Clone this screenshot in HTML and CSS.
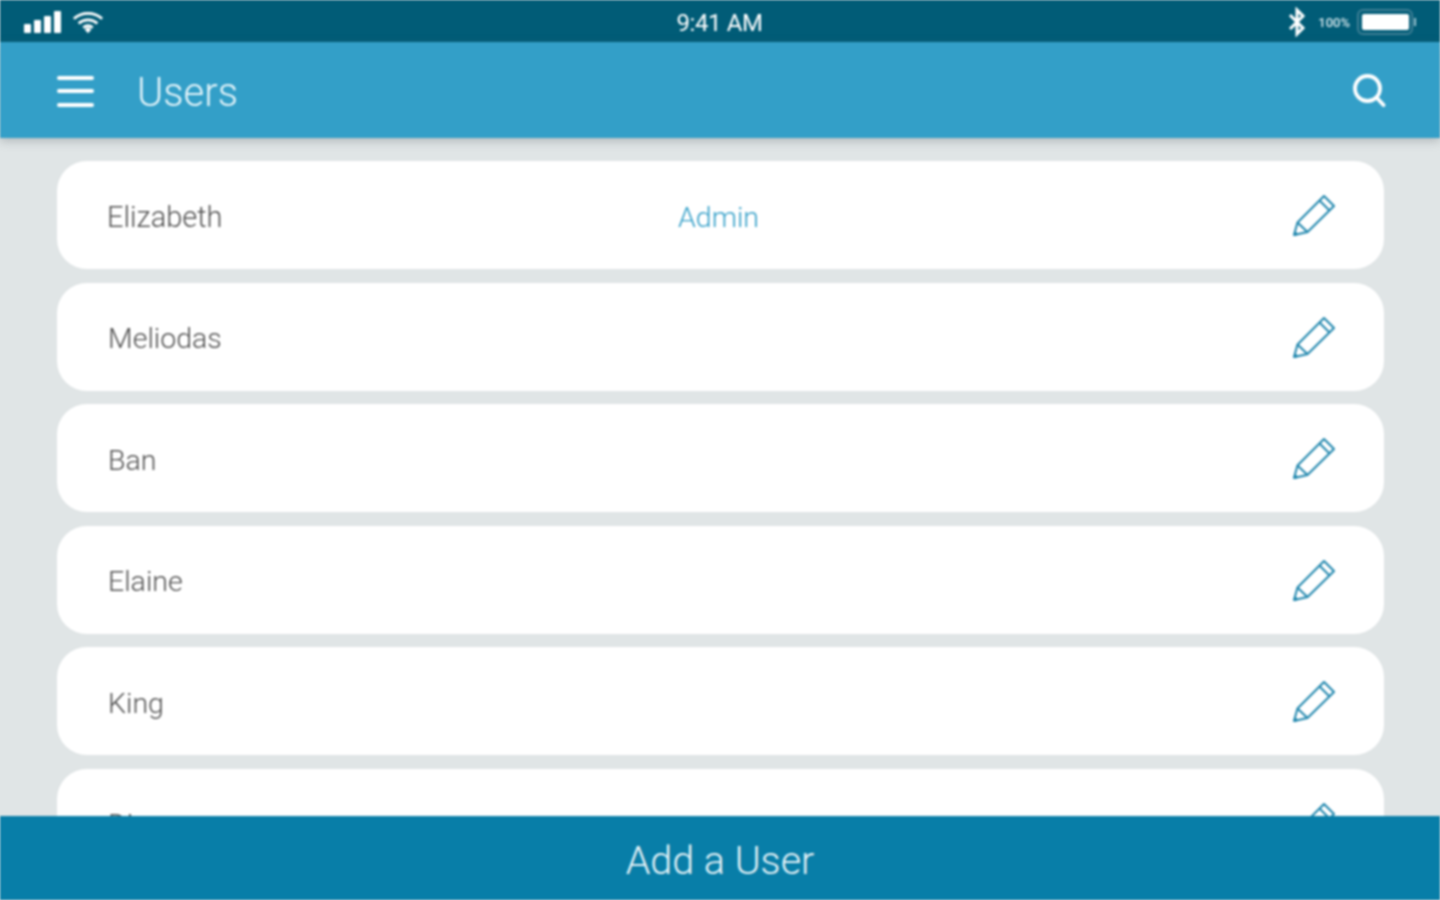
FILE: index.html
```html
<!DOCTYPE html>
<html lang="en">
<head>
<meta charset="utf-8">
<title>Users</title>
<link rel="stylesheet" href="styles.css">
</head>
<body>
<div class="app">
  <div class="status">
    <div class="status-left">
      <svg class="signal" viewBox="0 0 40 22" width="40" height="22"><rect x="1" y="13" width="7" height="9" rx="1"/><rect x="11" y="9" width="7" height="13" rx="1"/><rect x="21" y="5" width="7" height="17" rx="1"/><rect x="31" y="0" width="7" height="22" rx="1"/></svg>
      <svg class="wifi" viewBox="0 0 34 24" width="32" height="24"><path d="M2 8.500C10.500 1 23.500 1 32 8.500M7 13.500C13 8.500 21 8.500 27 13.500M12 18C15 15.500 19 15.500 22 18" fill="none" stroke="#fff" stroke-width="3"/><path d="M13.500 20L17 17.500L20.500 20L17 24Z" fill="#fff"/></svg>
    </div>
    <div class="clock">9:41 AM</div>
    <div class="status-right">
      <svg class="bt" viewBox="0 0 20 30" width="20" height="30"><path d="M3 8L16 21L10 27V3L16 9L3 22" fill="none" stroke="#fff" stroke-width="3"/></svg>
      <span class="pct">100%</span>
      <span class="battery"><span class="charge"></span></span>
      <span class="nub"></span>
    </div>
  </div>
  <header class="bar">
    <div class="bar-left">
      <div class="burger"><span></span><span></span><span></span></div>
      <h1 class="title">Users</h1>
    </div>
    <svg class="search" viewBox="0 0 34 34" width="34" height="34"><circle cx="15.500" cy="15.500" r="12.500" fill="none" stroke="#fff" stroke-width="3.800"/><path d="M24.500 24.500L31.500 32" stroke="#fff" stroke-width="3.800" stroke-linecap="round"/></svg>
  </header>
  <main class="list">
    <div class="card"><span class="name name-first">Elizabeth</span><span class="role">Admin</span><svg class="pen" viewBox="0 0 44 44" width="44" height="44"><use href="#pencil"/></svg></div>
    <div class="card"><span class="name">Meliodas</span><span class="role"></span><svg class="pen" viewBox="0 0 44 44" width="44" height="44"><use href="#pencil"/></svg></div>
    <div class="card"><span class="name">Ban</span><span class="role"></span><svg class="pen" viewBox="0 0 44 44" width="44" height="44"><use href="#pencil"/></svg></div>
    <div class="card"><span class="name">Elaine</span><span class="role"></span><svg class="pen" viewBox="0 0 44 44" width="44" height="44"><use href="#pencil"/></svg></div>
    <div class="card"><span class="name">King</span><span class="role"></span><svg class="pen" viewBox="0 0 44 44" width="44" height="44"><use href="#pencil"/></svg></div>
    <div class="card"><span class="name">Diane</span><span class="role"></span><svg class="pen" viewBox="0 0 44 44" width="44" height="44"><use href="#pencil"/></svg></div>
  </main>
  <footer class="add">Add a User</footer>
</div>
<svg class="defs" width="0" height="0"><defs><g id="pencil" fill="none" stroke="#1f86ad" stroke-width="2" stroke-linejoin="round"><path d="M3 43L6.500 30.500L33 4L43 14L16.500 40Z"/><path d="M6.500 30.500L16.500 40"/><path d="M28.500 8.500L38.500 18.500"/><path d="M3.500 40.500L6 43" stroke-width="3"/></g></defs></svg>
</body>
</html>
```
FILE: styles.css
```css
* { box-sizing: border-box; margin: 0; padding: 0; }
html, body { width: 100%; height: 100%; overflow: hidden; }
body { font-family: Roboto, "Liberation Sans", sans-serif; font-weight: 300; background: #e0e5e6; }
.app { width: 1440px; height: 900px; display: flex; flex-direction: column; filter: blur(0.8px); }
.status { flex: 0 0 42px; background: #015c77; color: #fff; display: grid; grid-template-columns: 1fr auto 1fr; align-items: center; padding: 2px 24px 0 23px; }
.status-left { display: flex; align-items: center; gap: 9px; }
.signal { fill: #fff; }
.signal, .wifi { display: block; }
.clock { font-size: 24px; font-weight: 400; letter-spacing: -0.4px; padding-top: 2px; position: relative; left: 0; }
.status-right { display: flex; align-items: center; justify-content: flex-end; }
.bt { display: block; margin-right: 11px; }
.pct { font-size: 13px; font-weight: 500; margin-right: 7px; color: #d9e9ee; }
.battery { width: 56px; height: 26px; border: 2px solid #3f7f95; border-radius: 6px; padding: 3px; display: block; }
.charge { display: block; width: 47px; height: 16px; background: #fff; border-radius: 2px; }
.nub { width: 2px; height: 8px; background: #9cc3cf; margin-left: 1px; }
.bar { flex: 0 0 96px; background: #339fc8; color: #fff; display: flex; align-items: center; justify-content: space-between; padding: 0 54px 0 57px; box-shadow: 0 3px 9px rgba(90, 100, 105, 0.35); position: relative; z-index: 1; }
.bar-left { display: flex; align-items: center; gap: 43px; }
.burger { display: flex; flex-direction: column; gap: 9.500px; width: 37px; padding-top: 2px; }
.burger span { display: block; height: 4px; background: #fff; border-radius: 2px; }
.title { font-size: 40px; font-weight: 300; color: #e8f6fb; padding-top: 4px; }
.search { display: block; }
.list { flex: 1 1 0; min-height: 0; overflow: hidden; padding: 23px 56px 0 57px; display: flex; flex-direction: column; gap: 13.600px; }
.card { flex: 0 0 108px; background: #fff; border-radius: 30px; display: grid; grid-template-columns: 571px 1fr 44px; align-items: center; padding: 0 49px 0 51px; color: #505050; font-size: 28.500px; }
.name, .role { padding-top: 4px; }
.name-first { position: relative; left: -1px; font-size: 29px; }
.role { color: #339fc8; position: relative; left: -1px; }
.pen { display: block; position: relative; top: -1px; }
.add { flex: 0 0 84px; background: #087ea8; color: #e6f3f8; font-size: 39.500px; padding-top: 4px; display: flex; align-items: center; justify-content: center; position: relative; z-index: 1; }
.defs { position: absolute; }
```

-------------------------

WORK REQUIRED → Return all of the data exactly as written, and drop the pictures.

SOLUTION TO THIS PROBLEM →
Clone this screenshot in HTML and CSS.
FILE: index.html
```html
<!DOCTYPE html>
<html lang="en">
<head>
<meta charset="utf-8">
<title>Users</title>
<link rel="stylesheet" href="styles.css">
</head>
<body>
<div class="app">
  <div class="status">
    <div class="status-left">
      <svg class="signal" viewBox="0 0 40 22" width="40" height="22"><rect x="1" y="13" width="7" height="9" rx="1"/><rect x="11" y="9" width="7" height="13" rx="1"/><rect x="21" y="5" width="7" height="17" rx="1"/><rect x="31" y="0" width="7" height="22" rx="1"/></svg>
      <svg class="wifi" viewBox="0 0 34 24" width="32" height="24"><path d="M2 8.500C10.500 1 23.500 1 32 8.500M7 13.500C13 8.500 21 8.500 27 13.500M12 18C15 15.500 19 15.500 22 18" fill="none" stroke="#fff" stroke-width="3"/><path d="M13.500 20L17 17.500L20.500 20L17 24Z" fill="#fff"/></svg>
    </div>
    <div class="clock">9:41 AM</div>
    <div class="status-right">
      <svg class="bt" viewBox="0 0 20 30" width="20" height="30"><path d="M3 8L16 21L10 27V3L16 9L3 22" fill="none" stroke="#fff" stroke-width="3"/></svg>
      <span class="pct">100%</span>
      <span class="battery"><span class="charge"></span></span>
      <span class="nub"></span>
    </div>
  </div>
  <header class="bar">
    <div class="bar-left">
      <div class="burger"><span></span><span></span><span></span></div>
      <h1 class="title">Users</h1>
    </div>
    <svg class="search" viewBox="0 0 34 34" width="34" height="34"><circle cx="15.500" cy="15.500" r="12.500" fill="none" stroke="#fff" stroke-width="3.800"/><path d="M24.500 24.500L31.500 32" stroke="#fff" stroke-width="3.800" stroke-linecap="round"/></svg>
  </header>
  <main class="list">
    <div class="card"><span class="name name-first">Elizabeth</span><span class="role">Admin</span><svg class="pen" viewBox="0 0 44 44" width="44" height="44"><use href="#pencil"/></svg></div>
    <div class="card"><span class="name">Meliodas</span><span class="role"></span><svg class="pen" viewBox="0 0 44 44" width="44" height="44"><use href="#pencil"/></svg></div>
    <div class="card"><span class="name">Ban</span><span class="role"></span><svg class="pen" viewBox="0 0 44 44" width="44" height="44"><use href="#pencil"/></svg></div>
    <div class="card"><span class="name">Elaine</span><span class="role"></span><svg class="pen" viewBox="0 0 44 44" width="44" height="44"><use href="#pencil"/></svg></div>
    <div class="card"><span class="name">King</span><span class="role"></span><svg class="pen" viewBox="0 0 44 44" width="44" height="44"><use href="#pencil"/></svg></div>
    <div class="card"><span class="name">Diane</span><span class="role"></span><svg class="pen" viewBox="0 0 44 44" width="44" height="44"><use href="#pencil"/></svg></div>
  </main>
  <footer class="add">Add a User</footer>
</div>
<svg class="defs" width="0" height="0"><defs><g id="pencil" fill="none" stroke="#1f86ad" stroke-width="2" stroke-linejoin="round"><path d="M3 43L6.500 30.500L33 4L43 14L16.500 40Z"/><path d="M6.500 30.500L16.500 40"/><path d="M28.500 8.500L38.500 18.500"/><path d="M3.500 40.500L6 43" stroke-width="3"/></g></defs></svg>
</body>
</html>
```
FILE: styles.css
```css
* { box-sizing: border-box; margin: 0; padding: 0; }
html, body { width: 100%; height: 100%; overflow: hidden; }
body { font-family: Roboto, "Liberation Sans", sans-serif; font-weight: 300; background: #e0e5e6; }
.app { width: 1440px; height: 900px; display: flex; flex-direction: column; filter: blur(0.8px); }
.status { flex: 0 0 42px; background: #015c77; color: #fff; display: grid; grid-template-columns: 1fr auto 1fr; align-items: center; padding: 2px 24px 0 23px; }
.status-left { display: flex; align-items: center; gap: 9px; }
.signal { fill: #fff; }
.signal, .wifi { display: block; }
.clock { font-size: 24px; font-weight: 400; letter-spacing: -0.4px; padding-top: 2px; position: relative; left: 0; }
.status-right { display: flex; align-items: center; justify-content: flex-end; }
.bt { display: block; margin-right: 11px; }
.pct { font-size: 13px; font-weight: 500; margin-right: 7px; color: #d9e9ee; }
.battery { width: 56px; height: 26px; border: 2px solid #3f7f95; border-radius: 6px; padding: 3px; display: block; }
.charge { display: block; width: 47px; height: 16px; background: #fff; border-radius: 2px; }
.nub { width: 2px; height: 8px; background: #9cc3cf; margin-left: 1px; }
.bar { flex: 0 0 96px; background: #339fc8; color: #fff; display: flex; align-items: center; justify-content: space-between; padding: 0 54px 0 57px; box-shadow: 0 3px 9px rgba(90, 100, 105, 0.35); position: relative; z-index: 1; }
.bar-left { display: flex; align-items: center; gap: 43px; }
.burger { display: flex; flex-direction: column; gap: 9.500px; width: 37px; padding-top: 2px; }
.burger span { display: block; height: 4px; background: #fff; border-radius: 2px; }
.title { font-size: 40px; font-weight: 300; color: #e8f6fb; padding-top: 4px; }
.search { display: block; }
.list { flex: 1 1 0; min-height: 0; overflow: hidden; padding: 23px 56px 0 57px; display: flex; flex-direction: column; gap: 13.600px; }
.card { flex: 0 0 108px; background: #fff; border-radius: 30px; display: grid; grid-template-columns: 571px 1fr 44px; align-items: center; padding: 0 49px 0 51px; color: #505050; font-size: 28.500px; }
.name, .role { padding-top: 4px; }
.name-first { position: relative; left: -1px; font-size: 29px; }
.role { color: #339fc8; position: relative; left: -1px; }
.pen { display: block; position: relative; top: -1px; }
.add { flex: 0 0 84px; background: #087ea8; color: #e6f3f8; font-size: 39.500px; padding-top: 4px; display: flex; align-items: center; justify-content: center; position: relative; z-index: 1; }
.defs { position: absolute; }
```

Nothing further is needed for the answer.